The giant asteroid named 1998 QE2 was captured on video during its flyby of Earth last week. The recently released video has revealed some key details about the massive space rock, along with its much smaller moon.
The asteroid sailed past our planet on May 31 at a distance of 3.6 million miles. The approach was the rock’s closest for the next two hundred years or more.
The new video released is comprised of 55 images NASA’s 230-foot-wide Deep Space Network antenna at Goldstone, California, took while the asteroid was roughly 3.75 million miles away.
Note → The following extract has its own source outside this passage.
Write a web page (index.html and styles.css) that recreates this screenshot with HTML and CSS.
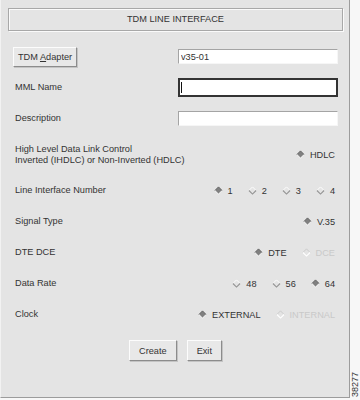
FILE: index.html
```html
<!DOCTYPE html>
<html lang="en">
<head>
<title>TDM Line Interface</title>
<link rel="stylesheet" href="styles.css">
</head>
<body>
<svg class="defs" width="0" height="0">
    <symbol id="d-on" viewBox="0 0 10 10">
        <polygon points="5,1 9,5 5,9 1,5" fill="#808080"/>
        <path d="M1,5 L5,1 L9,5" fill="none" stroke="#5a5a5a" stroke-width="1"/>
        <path d="M1,5 L5,9 L9,5" fill="none" stroke="#ffffff" stroke-width="1"/>
    </symbol>
    <symbol id="d-off" viewBox="0 0 10 10">
        <path d="M1,5 L5,1 L9,5" fill="none" stroke="#ffffff" stroke-width="1"/>
        <path d="M1,5 L5,9 L9,5" fill="none" stroke="#949494" stroke-width="1.2"/>
    </symbol>
    <symbol id="d-dis" viewBox="0 0 10 10">
        <path d="M1,5 L5,1 L9,5" fill="none" stroke="#c8c8c8" stroke-width="1"/>
        <path d="M1,5 L5,9 L9,5" fill="none" stroke="#ffffff" stroke-width="1.2"/>
    </symbol>
</svg>

<div class="page">
    <div class="panel">
        <div class="title">TDM LINE INTERFACE</div>

        <div class="form">
            <div class="row">
                <button type="button" class="btn btn-adapter">TDM <u>A</u>dapter</button>
                <input type="text" class="field" value="v35-01">
            </div>

            <div class="row">
                <label>MML Name</label>
                <div class="field focus"><span class="caret"></span></div>
            </div>

            <div class="row">
                <label>Description</label>
                <input type="text" class="field" value="">
            </div>

            <div class="row tall">
                <label>High Level Data Link Control<br>Inverted (IHDLC) or Non-Inverted (HDLC)</label>
                <div class="opts">
                    <span class="opt"><svg><use href="#d-on"/></svg>HDLC</span>
                </div>
            </div>

            <div class="row">
                <label>Line Interface Number</label>
                <div class="opts">
                    <span class="opt"><svg><use href="#d-on"/></svg>1</span>
                    <span class="opt"><svg><use href="#d-off"/></svg>2</span>
                    <span class="opt"><svg><use href="#d-off"/></svg>3</span>
                    <span class="opt"><svg><use href="#d-off"/></svg>4</span>
                </div>
            </div>

            <div class="row">
                <label>Signal Type</label>
                <div class="opts">
                    <span class="opt"><svg><use href="#d-on"/></svg>V.35</span>
                </div>
            </div>

            <div class="row">
                <label>DTE DCE</label>
                <div class="opts">
                    <span class="opt"><svg><use href="#d-on"/></svg>DTE</span>
                    <span class="opt disabled"><svg><use href="#d-dis"/></svg>DCE</span>
                </div>
            </div>

            <div class="row">
                <label>Data Rate</label>
                <div class="opts">
                    <span class="opt"><svg><use href="#d-off"/></svg>48</span>
                    <span class="opt"><svg><use href="#d-off"/></svg>56</span>
                    <span class="opt"><svg><use href="#d-on"/></svg>64</span>
                </div>
            </div>

            <div class="row">
                <label>Clock</label>
                <div class="opts">
                    <span class="opt"><svg><use href="#d-on"/></svg>EXTERNAL</span>
                    <span class="opt disabled"><svg><use href="#d-dis"/></svg>INTERNAL</span>
                </div>
            </div>
        </div>

        <div class="actions">
            <button type="button" class="btn">Create</button>
            <button type="button" class="btn">Exit</button>
        </div>
    </div>

    <div class="side">
        <span class="figno">38277</span>
    </div>
</div>
</body>
</html>
```

FILE: styles.css
```css
body {
    margin: 0;
    background-color: #f7f7f7;
    font-family: "Liberation Sans", Arial, sans-serif;
    font-size: 9.2px;
    color: #333;
}

.defs {
    position: absolute;
    width: 0;
    height: 0;
}

.page {
    display: flex;
    width: 360px;
    height: 400px;
}

/* the dialog window */
.panel {
    box-sizing: border-box;
    width: 351px;
    height: 398px;
    background-color: #e4e4e4;
    border-left: 1px solid #f2f2f2;
    border-right: 1px solid #9c9c9c;
    border-bottom: 1px solid #9c9c9c;
    padding: 8px 6px 0 7px;
}

.title {
    box-sizing: border-box;
    height: 23px;
    line-height: 21px;
    text-align: center;
    border: 1px solid #a8a8a8;
    box-shadow: inset 1px 1px 0 #fafafa, 1px 1px 0 #fafafa;
}

.form {
    margin-top: 10px;
    padding: 0 5px 0 7px;
}

.row {
    display: flex;
    align-items: center;
    justify-content: space-between;
    height: 31px;
}

.row.tall {
    height: 41px;
}

label {
    line-height: 11px;
}

.field {
    box-sizing: border-box;
    width: 160px;
    height: 15px;
    margin: 0;
    padding: 0 2px;
    background-color: #fff;
    border: 1px solid;
    border-color: #a4a4a4 #f6f6f6 #f6f6f6 #a4a4a4;
    font: inherit;
    color: #333;
    outline: none;
}

.field.focus {
    display: flex;
    align-items: center;
    height: 19px;
    border: 2px solid #333;
    padding: 0 1px;
}

.caret {
    width: 1px;
    height: 11px;
    background-color: #111;
}

.btn {
    box-sizing: border-box;
    height: 20px;
    padding: 0 4px;
    background-color: #e8e8e8;
    border: 1px solid;
    border-color: #fcfcfc #8c8c8c #8c8c8c #fcfcfc;
    box-shadow: 1px 1px 0 #c4c4c4;
    font: inherit;
    color: #333;
    cursor: pointer;
}

.btn-adapter {
    margin-left: -2px;
}

.opts {
    display: flex;
    gap: 15px;
    padding-right: 3px;
}

.opt {
    display: flex;
    align-items: center;
    gap: 5px;
}

.opt svg {
    width: 9px;
    height: 9px;
}

.opt.disabled {
    color: #c9c9c9;
}

.actions {
    display: flex;
    justify-content: center;
    gap: 10px;
    margin-top: 10px;
}

.actions .btn {
    height: 21px;
    padding: 0 9px;
}

.side {
    flex: 1;
    display: flex;
    align-items: flex-end;
    justify-content: center;
    padding-bottom: 3px;
}

.figno {
    writing-mode: vertical-rl;
    transform: rotate(180deg);
    font-size: 9px;
    color: #333;
}
```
The resolution on the video is about 125 feet of asteroid per pixel.
Analysis of the Goldstone images have helped scientists narrow down their estimate of 1998 QE2’s size. The space rock’s width is about 1.9 miles, while its moon is about 2,000 feet wide.
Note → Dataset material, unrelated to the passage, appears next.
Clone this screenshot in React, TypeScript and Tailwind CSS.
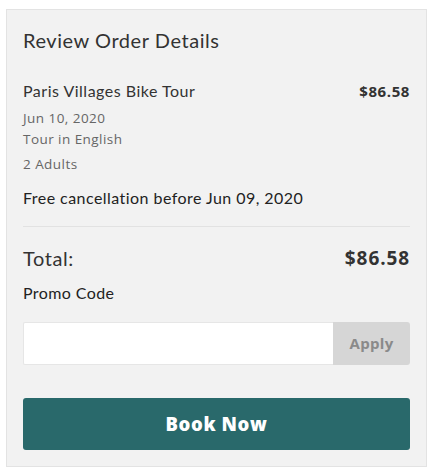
export default function App() {
  return (
    <div className="bg-white w-[435px] h-[474px] pt-[9px] pl-[6px]">
      <div className="w-[421px] h-[458px] bg-[#f2f2f2] border border-[#e3e3e3] px-[16px] pt-[17px] font-['Open_Sans',sans-serif] text-[#333]">
        <h2 className="font-['Lato',sans-serif] text-[20px] leading-[26px] text-[#333] tracking-[0.55px]">Review Order Details</h2>

        <div className="mt-[28px] flex justify-between items-center">
          <span className="font-['Lato',sans-serif] text-[16px] leading-[20px] text-[#333] tracking-[0.5px]">Paris Villages Bike Tour</span>
          <span className="text-[15px] leading-[20px] font-bold text-[#333] tracking-[0.6px]">$86.58</span>
        </div>
        <div className="mt-[7px] text-[13.5px] leading-[20px] text-[#666] tracking-[0.45px]">Jun 10, 2020</div>
        <div className="mt-[1px] text-[13.5px] leading-[20px] text-[#666] tracking-[0.45px]">Tour in English</div>
        <div className="mt-[5px] text-[13.5px] leading-[20px] text-[#666] tracking-[0.45px]">2 Adults</div>
        <div className="mt-[14px] font-['Lato',sans-serif] text-[16px] leading-[20px] text-[#222] tracking-[0.45px]">Free cancellation before Jun 09, 2020</div>

        <div className="mt-[18px] border-t border-[#e2e2e2]" />

        <div className="mt-[18px] flex justify-between items-center">
          <span className="font-['Lato',sans-serif] text-[20px] leading-[26px] text-[#333] tracking-[0.6px]">Total:</span>
          <span className="text-[19px] leading-[26px] font-bold text-[#333] tracking-[0.9px]">$86.58</span>
        </div>
        <div className="mt-[12px] font-['Lato',sans-serif] text-[16px] leading-[20px] text-[#222] tracking-[0.4px]">Promo Code</div>

        <div className="mt-[19px] flex h-[43px]">
          <input className="flex-1 min-w-0 bg-white border border-[#e6e6e6] border-r-0 rounded-l-[2px] outline-none px-3" />
          <button className="w-[77px] bg-[#d6d6d6] rounded-r-[3px] text-[15px] font-bold text-[#8a8a8a] tracking-[0.3px]">Apply</button>
        </div>

        <button className="mt-[33px] w-full h-[52px] bg-[#29696b] rounded-[3px] text-white text-[18.5px] font-extrabold tracking-[0.6px]">Book Now</button>
      </div>
    </div>
  );
}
Researchers added that the asteroid’s moon orbits once every 32 hours and shows just one face to the larger body (much like Earth’s moon always shows us its near side). While the moon rotates once every 32 hours, Asteroid 1998 QE2 completes a rotation on its axis once every five hours.
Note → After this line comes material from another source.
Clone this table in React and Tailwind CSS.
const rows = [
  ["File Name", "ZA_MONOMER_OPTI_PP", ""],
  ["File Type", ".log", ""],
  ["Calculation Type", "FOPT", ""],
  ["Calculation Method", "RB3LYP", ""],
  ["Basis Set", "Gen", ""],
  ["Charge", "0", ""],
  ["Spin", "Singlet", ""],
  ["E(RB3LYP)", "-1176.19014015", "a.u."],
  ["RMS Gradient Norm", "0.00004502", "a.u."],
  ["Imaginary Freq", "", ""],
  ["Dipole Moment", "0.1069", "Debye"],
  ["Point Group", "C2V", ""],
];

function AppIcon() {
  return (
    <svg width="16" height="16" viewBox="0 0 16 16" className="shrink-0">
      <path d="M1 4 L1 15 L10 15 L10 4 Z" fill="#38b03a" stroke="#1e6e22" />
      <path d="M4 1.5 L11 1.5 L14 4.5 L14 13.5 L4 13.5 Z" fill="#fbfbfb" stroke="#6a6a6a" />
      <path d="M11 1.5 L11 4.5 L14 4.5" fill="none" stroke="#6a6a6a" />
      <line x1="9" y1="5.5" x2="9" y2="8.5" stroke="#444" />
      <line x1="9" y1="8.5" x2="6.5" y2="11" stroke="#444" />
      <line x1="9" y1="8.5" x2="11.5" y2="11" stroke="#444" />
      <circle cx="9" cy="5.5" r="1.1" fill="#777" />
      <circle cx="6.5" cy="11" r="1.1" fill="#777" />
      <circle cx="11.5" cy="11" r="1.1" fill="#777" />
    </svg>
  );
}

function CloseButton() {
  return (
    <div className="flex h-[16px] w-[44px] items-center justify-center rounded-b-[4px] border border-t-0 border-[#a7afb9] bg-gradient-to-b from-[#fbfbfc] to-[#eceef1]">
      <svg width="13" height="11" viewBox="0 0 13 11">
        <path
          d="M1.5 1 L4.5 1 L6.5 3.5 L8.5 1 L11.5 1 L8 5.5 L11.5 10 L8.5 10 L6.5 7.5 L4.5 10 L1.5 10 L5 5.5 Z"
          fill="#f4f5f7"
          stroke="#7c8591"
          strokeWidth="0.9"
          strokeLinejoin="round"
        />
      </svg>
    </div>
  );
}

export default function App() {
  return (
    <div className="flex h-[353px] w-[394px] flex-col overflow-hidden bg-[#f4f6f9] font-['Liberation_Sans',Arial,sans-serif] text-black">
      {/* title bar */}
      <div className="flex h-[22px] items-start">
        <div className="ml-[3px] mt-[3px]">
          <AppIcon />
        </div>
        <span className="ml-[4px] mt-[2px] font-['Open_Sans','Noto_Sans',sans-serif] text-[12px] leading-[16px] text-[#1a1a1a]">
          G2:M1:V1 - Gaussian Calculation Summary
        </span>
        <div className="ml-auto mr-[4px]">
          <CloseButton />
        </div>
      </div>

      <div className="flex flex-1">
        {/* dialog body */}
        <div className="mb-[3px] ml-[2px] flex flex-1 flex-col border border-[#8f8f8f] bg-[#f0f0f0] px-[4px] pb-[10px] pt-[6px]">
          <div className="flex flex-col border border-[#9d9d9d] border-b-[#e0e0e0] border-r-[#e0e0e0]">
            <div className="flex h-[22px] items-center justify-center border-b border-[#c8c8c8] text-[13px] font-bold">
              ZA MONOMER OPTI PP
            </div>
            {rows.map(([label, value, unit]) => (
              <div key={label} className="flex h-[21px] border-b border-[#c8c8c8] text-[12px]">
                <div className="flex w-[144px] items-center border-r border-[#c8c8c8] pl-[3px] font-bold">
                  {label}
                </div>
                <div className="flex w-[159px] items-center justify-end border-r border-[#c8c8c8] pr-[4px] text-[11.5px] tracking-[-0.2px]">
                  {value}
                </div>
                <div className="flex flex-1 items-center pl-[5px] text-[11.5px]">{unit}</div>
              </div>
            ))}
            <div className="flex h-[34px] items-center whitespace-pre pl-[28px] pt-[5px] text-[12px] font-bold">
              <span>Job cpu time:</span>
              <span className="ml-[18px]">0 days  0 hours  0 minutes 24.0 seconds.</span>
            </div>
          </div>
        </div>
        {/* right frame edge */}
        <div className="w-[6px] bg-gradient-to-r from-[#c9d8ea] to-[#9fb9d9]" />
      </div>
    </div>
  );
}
The space rock is one of the largest and slowest-spinning binary asteroids that radar instruments have ever observed. While it may sound strange that the massive asteroid has a moon, the multi-asteroid system isn’t uncommon. One of every six asteroids more than 655 feet wide that pass near Earth are either binary or triple systems.
The massive 1998 QE2 asteroid was first discovered in 1998 by astronomers at MIT’s Lincoln Near Earth Asteroid Research program in New Mexico. It is one of about 10,000 closely monitored asteroids that have been spotted so far. Astronomers estimate that unknown asteroids passing by Earth could number in the millions.
Despite the asteroid’s close flyby last week, there was no danger of QE2 actually impacting our planet. NASA officials will continue studying 1998 QE2 using the Goldstone facility, as well as the 1,000-foot Arecibo Observatory in Puerto Rico, until Sunday.